▼
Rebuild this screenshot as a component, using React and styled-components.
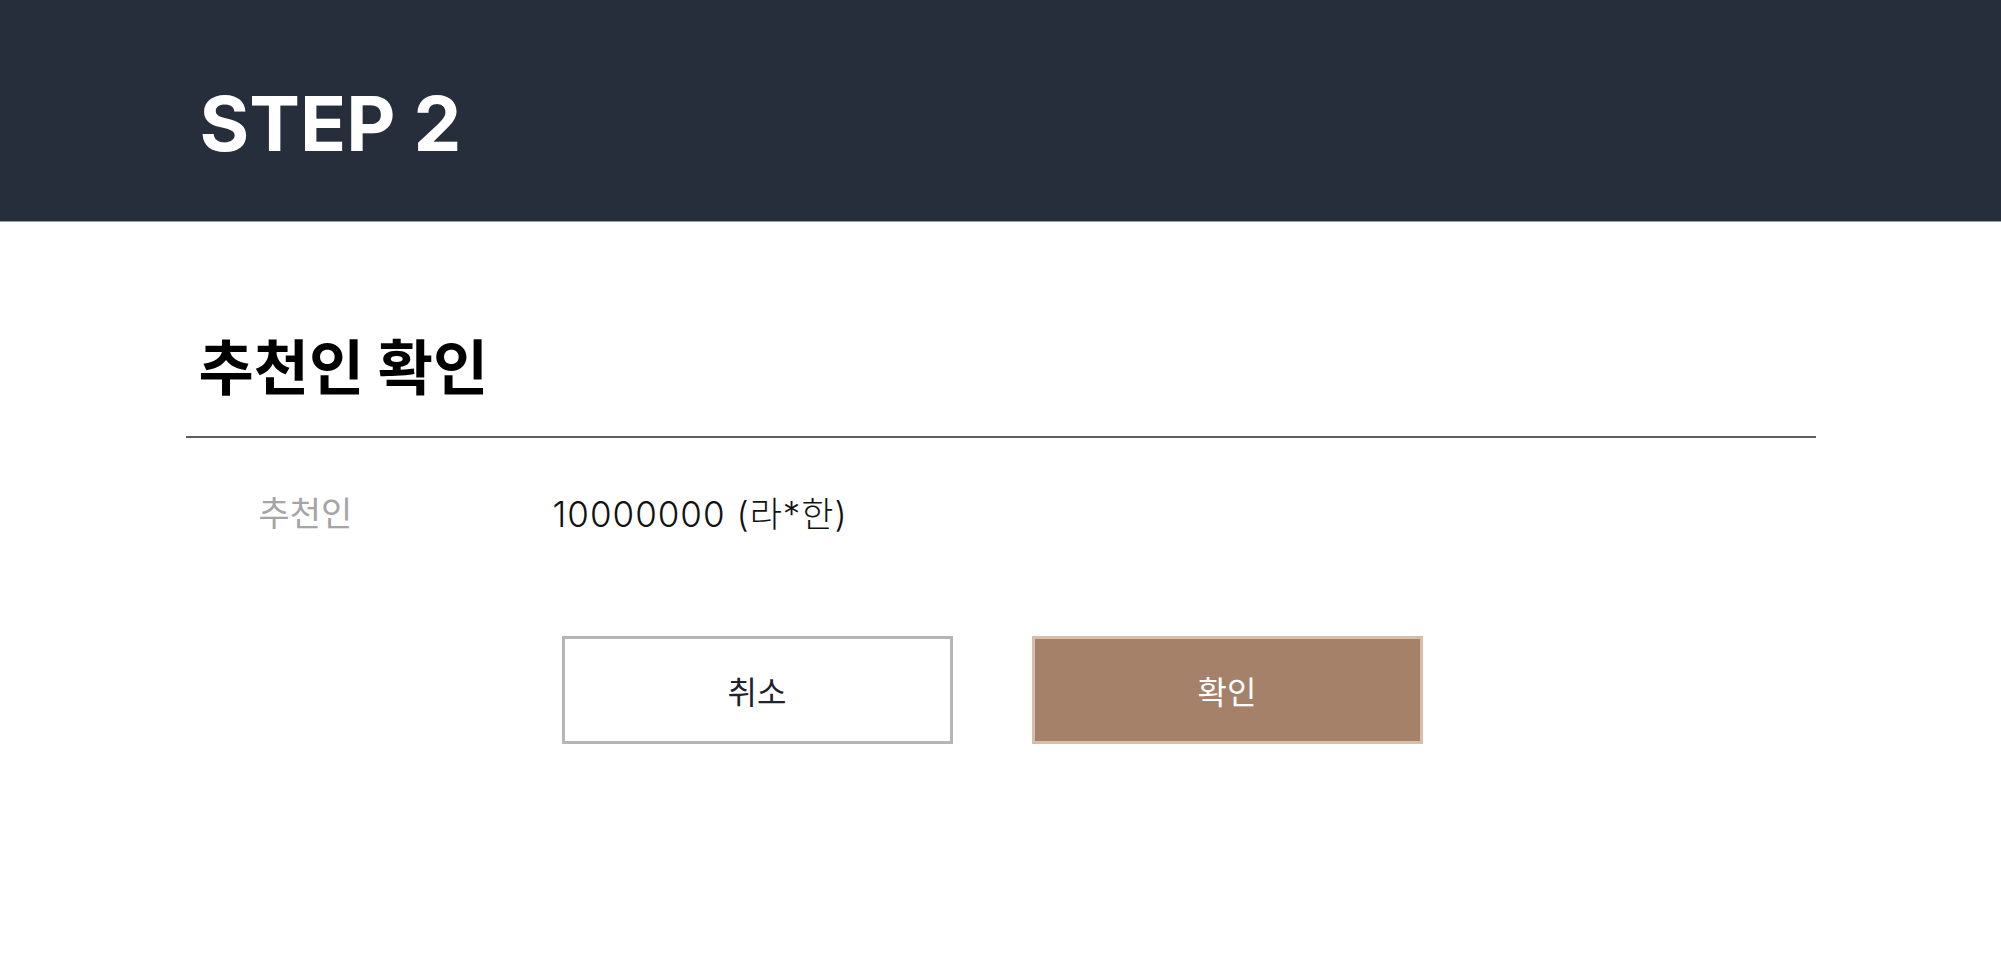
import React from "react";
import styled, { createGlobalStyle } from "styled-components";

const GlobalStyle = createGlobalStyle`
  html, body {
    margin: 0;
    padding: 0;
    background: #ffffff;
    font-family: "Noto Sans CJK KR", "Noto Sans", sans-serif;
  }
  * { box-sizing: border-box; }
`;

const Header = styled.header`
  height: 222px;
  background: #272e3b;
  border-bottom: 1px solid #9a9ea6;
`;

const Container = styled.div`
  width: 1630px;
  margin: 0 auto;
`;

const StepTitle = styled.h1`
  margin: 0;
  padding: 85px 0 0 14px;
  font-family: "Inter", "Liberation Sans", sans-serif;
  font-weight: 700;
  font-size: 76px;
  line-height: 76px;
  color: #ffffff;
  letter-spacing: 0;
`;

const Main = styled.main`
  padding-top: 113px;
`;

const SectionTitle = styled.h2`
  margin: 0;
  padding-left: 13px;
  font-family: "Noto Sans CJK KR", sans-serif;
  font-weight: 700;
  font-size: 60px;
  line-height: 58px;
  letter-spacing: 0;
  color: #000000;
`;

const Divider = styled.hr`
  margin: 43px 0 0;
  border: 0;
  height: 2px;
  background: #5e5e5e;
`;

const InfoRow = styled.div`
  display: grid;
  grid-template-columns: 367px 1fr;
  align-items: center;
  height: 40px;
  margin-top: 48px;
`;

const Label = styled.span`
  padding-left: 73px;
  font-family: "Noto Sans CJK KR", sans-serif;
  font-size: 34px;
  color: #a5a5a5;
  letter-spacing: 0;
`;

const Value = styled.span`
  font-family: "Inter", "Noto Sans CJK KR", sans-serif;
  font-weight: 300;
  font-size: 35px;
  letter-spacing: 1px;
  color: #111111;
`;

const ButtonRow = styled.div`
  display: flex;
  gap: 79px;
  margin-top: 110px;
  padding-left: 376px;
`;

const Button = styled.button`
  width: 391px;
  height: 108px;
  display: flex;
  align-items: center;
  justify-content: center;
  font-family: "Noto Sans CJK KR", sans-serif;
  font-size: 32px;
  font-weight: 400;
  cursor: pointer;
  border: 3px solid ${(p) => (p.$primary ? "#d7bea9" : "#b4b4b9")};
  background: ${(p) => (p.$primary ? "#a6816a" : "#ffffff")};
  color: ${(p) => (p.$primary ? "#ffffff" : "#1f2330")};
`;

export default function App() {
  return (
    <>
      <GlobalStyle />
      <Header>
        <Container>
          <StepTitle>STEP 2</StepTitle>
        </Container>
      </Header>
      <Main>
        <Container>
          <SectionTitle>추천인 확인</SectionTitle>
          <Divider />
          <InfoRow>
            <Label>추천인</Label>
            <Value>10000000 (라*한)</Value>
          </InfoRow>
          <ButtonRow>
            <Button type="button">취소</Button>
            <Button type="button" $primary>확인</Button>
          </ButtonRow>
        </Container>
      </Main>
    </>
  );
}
▲
Work to be completed: Copy each line from the data above that includes "React".

Task output:
Rebuild this screenshot as a component, using React and styled-components.
import React from "react";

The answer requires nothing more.